NB The close votes are terribly misplaced. Algorithm choice and design to solve an ambiguous problem is absolutely part of programming.

I think you'll get farther with Minimum Weight Bipartite Matching than Stable Marriage (also called the Hungarian method or algorithm or Maximum Weight Matching, which can give you a min weight matching just by negating the weights).

You are out to match positions with students. So the two node types in the bipartite graph are these.

The simplest statement of the algorithm requires a complete weighed bipartite graph with equal numbers of nodes in each set. You can think of this as a square matrix. The weights are the elements. The rows are students. The columns are positions.

The algorithm will pick a single element from each row/column such that the sum is minimized.

@nava's proposal is basically a greedy version of MWBM that's not optimal. The true Hungarian algorithm will give you an optimal answer.

To handle the fact that you have fewer positions than students is easy. To the "real" positions add as many "dummy" positions as needed. Connect all these to all the students with super high-weight edges. The algorithm will only pick them after all the real positions are matched.

The trick is to pick the edge weights. Let's call the ordinal where a student would be considered for a position O_i for the i'th student. Then let R_ip be the ranking that the same student places on the p'th position. Finally, W_ip is the weight of the edge connecting the i'th student to the p'th position. You'll want something like:

W_ip = A * R_ip + B * O_i

You get to pick A and B to specify the relative importance of the students' preferences and the order they're ranked. It sounds like order is quite important. So in that case you want B to be big enough to completely override students' rankings.

A = 1, B = N^2, where N is the number of students.

Once you get an implementation working, it's actually fun to tweak the parameters to see how many students get what preference, etc. You might want to tweak the parameters a bit to give up a little on the order.

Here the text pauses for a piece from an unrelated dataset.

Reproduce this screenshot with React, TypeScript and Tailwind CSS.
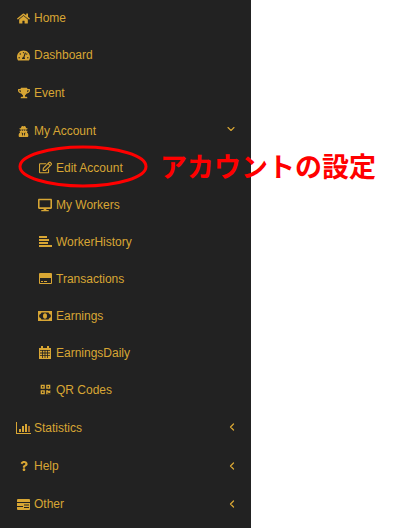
import type { ReactNode } from 'react';
import { ChevronDown, ChevronLeft } from 'lucide-react';
import {
  FaHome,
  FaTachometerAlt,
  FaTrophy,
  FaUserSecret,
  FaRegEdit,
  FaDesktop,
  FaQrcode,
  FaQuestion,
} from 'react-icons/fa';

function HistoryIcon() {
  return (
    <svg width="13" height="11" viewBox="0 0 13 11" fill="currentColor">
      <rect x="0" y="0" width="8" height="2" />
      <rect x="0" y="3" width="10" height="2" />
      <rect x="0" y="6" width="9" height="2" />
      <rect x="0" y="9" width="13" height="2" />
    </svg>
  );
}

function CardIcon() {
  return (
    <svg width="13" height="11" viewBox="0 0 13 11" fill="currentColor">
      <path fillRule="evenodd" d="M1 0h11a1 1 0 0 1 1 1v9a1 1 0 0 1-1 1H1a1 1 0 0 1-1-1V1a1 1 0 0 1 1-1zM1 5v5h11V5z" />
      <path d="M2 8h2v1H2zM5 8h3v1H5z" />
    </svg>
  );
}

function MoneyIcon() {
  return (
    <svg width="14" height="10" viewBox="0 0 14 10" fill="currentColor">
      <path fillRule="evenodd" d="M0 0h14v10H0zM3.5 1.5C2.8 3 2.2 3.5 1.2 3.8v2.4c1 .3 1.600.8 2.300 2.300h7c.7-1.500 1.300-2 2.300-2.300V3.800c-1-.3-1.600-.8-2.300-2.300z" />
      <ellipse cx="7" cy="5" rx="2" ry="2.800" />
    </svg>
  );
}

function CalendarIcon() {
  return (
    <svg width="12" height="13" viewBox="0 0 12 13" fill="currentColor">
      <path d="M2 0h2v2h4V0h2v2h2v11H0V2h2z" />
      <path fill="#222222" d="M1 4h10v.8H1zM1 6.600h10v.8H1zM1 9.200h10v.8H1zM3 4h.8v8H3zM5.600 4h.8v8h-.8zM8.200 4H9v8h-.8z" />
    </svg>
  );
}

function StatsIcon() {
  return (
    <svg width="15" height="12" viewBox="0 0 15 12" fill="currentColor">
      <path d="M0 0h1v11h14v1H0z" />
      <rect x="3" y="7" width="2" height="3" />
      <rect x="6" y="4" width="2" height="6" />
      <rect x="9" y="2" width="2" height="8" />
      <rect x="12" y="4" width="2" height="6" fill="#a8702a" />
    </svg>
  );
}

function OtherIcon() {
  return (
    <svg width="13" height="11" viewBox="0 0 13 11" fill="currentColor">
      <rect width="13" height="11" rx="1" />
      <path fill="#222222" d="M0 3h13v1H0zM7 5.500h5v1H7zM7 8h5v1H7zM0 7h6v1H0z" />
    </svg>
  );
}

function TopItem({ icon, label, arrow, className }: { icon: ReactNode; label: string; arrow?: 'down' | 'left'; className: string }) {
  return (
    <li className={`flex items-center pl-4 pr-[15px] ${className}`}>
      <span className="flex w-[18px] justify-center pr-[3px]">{icon}</span>
      <span>{label}</span>
      {arrow === 'down' && <ChevronDown size={12} strokeWidth={2.25} className="-mt-[5px] ml-auto -mr-[1px]" />}
      {arrow === 'left' && <ChevronLeft size={12} strokeWidth={2.5} className="-mt-[1px] ml-auto -mr-[2px]" />}
    </li>
  );
}

function SubItem({ icon, label }: { icon: ReactNode; label: string }) {
  return (
    <li className="flex h-[37px] items-center pl-[38px]">
      <span className="flex w-[18px] justify-center pr-[4px]">{icon}</span>
      <span>{label}</span>
    </li>
  );
}

export default function App() {
  return (
    <div className="relative h-[528px] w-[400px] overflow-hidden bg-white font-['Liberation_Sans',sans-serif] text-xs">
      <ul className="h-full w-[251px] bg-[#222222] text-[#d8a634]">
        <TopItem icon={<FaHome size={13} />} label="Home" className="h-[36px]" />
        <TopItem icon={<FaTachometerAlt size={13} />} label="Dashboard" className="h-[38px]" />
        <TopItem icon={<FaTrophy size={12} />} label="Event" className="h-[37px]" />
        <TopItem icon={<FaUserSecret size={11} />} label="My Account" arrow="down" className="h-[38px] pt-[2px]" />
        <SubItem icon={<FaRegEdit size={13} />} label="Edit Account" />
        <SubItem icon={<FaDesktop size={14} />} label="My Workers" />
        <SubItem icon={<HistoryIcon />} label="WorkerHistory" />
        <SubItem icon={<CardIcon />} label="Transactions" />
        <SubItem icon={<MoneyIcon />} label="Earnings" />
        <SubItem icon={<CalendarIcon />} label="EarningsDaily" />
        <SubItem icon={<FaQrcode size={11} />} label="QR Codes" />
        <TopItem icon={<StatsIcon />} label="Statistics" arrow="left" className="h-[39px]" />
        <TopItem icon={<FaQuestion size={10} />} label="Help" arrow="left" className="h-[38px]" />
        <TopItem icon={<OtherIcon />} label="Other" arrow="left" className="h-[38px]" />
      </ul>

      {/* red annotation drawn over the menu */}
      <svg className="absolute left-[18px] top-[145px]" width="132" height="44" viewBox="0 0 132 44">
        <ellipse cx="65" cy="21.5" rx="63" ry="19.5" fill="none" stroke="#ff0000" strokeWidth="3" />
      </svg>
      <span className="absolute left-[160px] top-[147px] whitespace-nowrap font-['Noto_Sans_CJK_JP',sans-serif] text-[27px] leading-[38px] font-bold text-[#ff0000]">
        アカウントの設定
      </span>
    </div>
  );
}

At the time I was working on this (late 90's), the only open source MWBM I could find was an ancient FORTRAN lib. It was O(N^3). It handled 1,000 students (selecting core academic program courses) in a few seconds. I spent a lot of time coding a fancy O(N^2 log N) version that turned out to be about 3x slower for N=1000. It only started "winning" at about 5,000.

These days there are probably better options.

1
Nadir On

For each group:

  • create an ordered set and add all the students (you must design the heuristic which will order the students inside the set, which could be attendance level multiplied by 1 if the group is within their choice, 0 otherwise).

  • Fill the group with the first nth students

But there are some details that you didn't explain. For example, what happen if there are students that couldn't enter any of their 5 choices because they got full with other students with higher priority?

1
randombee On

I would modify the Knapsack problem (Knapsack problem, wikipedia) to work with K numbers of groups (knapsacks) instead of just one. You can assign "value" to the preferences they have and the number of spots would be the maximum "weight" of the Knapsack. With this, you can backtrack to check what is the optimal solution of the problem.

I am not sure how efficient you need the problem to be, but I think this will work.

0
nafas On

the most mathematically perfect

is very opinion based.

simplicity (almost) always wins. here

Here is a pseudocode:

students  <-- sorted by attendance

for i=0 to n in students:
   groups <-- sorted by ith student's preference
   for  j=0 to m in groups:
     if group j has space then add student i to group j; studentAssigned=true; break;

   if studentAssigned=false;
     add i to unallocated

for i=0 to k in unallocated 
  allocate i to a random group that is not filled